- [DIRECTION] In the copy, include every entry exactly but none of the images.

START EXTRACTED MATERIAL

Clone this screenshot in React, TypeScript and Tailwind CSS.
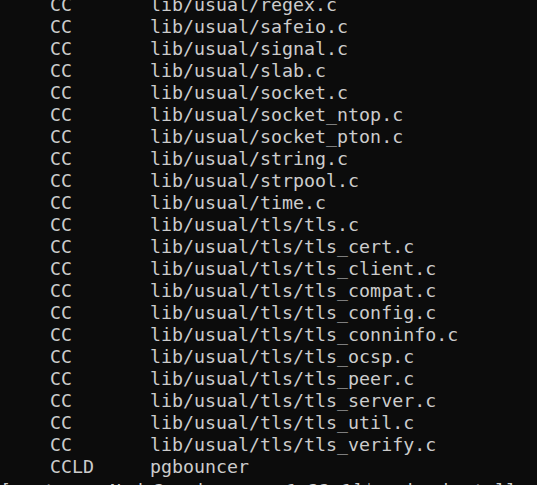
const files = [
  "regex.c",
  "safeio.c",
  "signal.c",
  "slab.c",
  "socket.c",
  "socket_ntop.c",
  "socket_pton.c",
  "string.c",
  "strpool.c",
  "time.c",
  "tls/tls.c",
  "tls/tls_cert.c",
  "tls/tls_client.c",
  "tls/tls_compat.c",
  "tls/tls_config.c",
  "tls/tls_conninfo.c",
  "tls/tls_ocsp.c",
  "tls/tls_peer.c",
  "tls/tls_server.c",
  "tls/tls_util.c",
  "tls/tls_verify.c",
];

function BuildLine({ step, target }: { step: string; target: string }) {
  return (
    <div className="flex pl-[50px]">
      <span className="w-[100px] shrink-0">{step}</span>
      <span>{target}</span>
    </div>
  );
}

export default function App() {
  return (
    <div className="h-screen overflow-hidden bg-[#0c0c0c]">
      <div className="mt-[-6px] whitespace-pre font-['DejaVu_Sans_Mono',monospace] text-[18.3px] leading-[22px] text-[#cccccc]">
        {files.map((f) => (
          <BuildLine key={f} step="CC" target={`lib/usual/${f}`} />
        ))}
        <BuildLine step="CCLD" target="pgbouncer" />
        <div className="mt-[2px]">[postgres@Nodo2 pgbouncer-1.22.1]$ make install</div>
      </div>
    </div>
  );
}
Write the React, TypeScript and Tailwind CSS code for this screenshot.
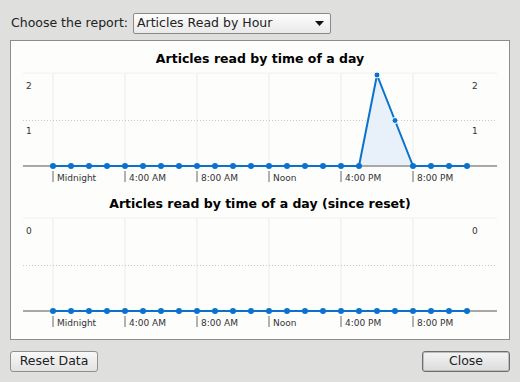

END EXTRACTED MATERIAL

- [EXERCISE SOLUTION]
Clone this screenshot in React, TypeScript and Tailwind CSS.
const files = [
  "regex.c",
  "safeio.c",
  "signal.c",
  "slab.c",
  "socket.c",
  "socket_ntop.c",
  "socket_pton.c",
  "string.c",
  "strpool.c",
  "time.c",
  "tls/tls.c",
  "tls/tls_cert.c",
  "tls/tls_client.c",
  "tls/tls_compat.c",
  "tls/tls_config.c",
  "tls/tls_conninfo.c",
  "tls/tls_ocsp.c",
  "tls/tls_peer.c",
  "tls/tls_server.c",
  "tls/tls_util.c",
  "tls/tls_verify.c",
];

function BuildLine({ step, target }: { step: string; target: string }) {
  return (
    <div className="flex pl-[50px]">
      <span className="w-[100px] shrink-0">{step}</span>
      <span>{target}</span>
    </div>
  );
}

export default function App() {
  return (
    <div className="h-screen overflow-hidden bg-[#0c0c0c]">
      <div className="mt-[-6px] whitespace-pre font-['DejaVu_Sans_Mono',monospace] text-[18.3px] leading-[22px] text-[#cccccc]">
        {files.map((f) => (
          <BuildLine key={f} step="CC" target={`lib/usual/${f}`} />
        ))}
        <BuildLine step="CCLD" target="pgbouncer" />
        <div className="mt-[2px]">[postgres@Nodo2 pgbouncer-1.22.1]$ make install</div>
      </div>
    </div>
  );
}
Write the React, TypeScript and Tailwind CSS code for this screenshot.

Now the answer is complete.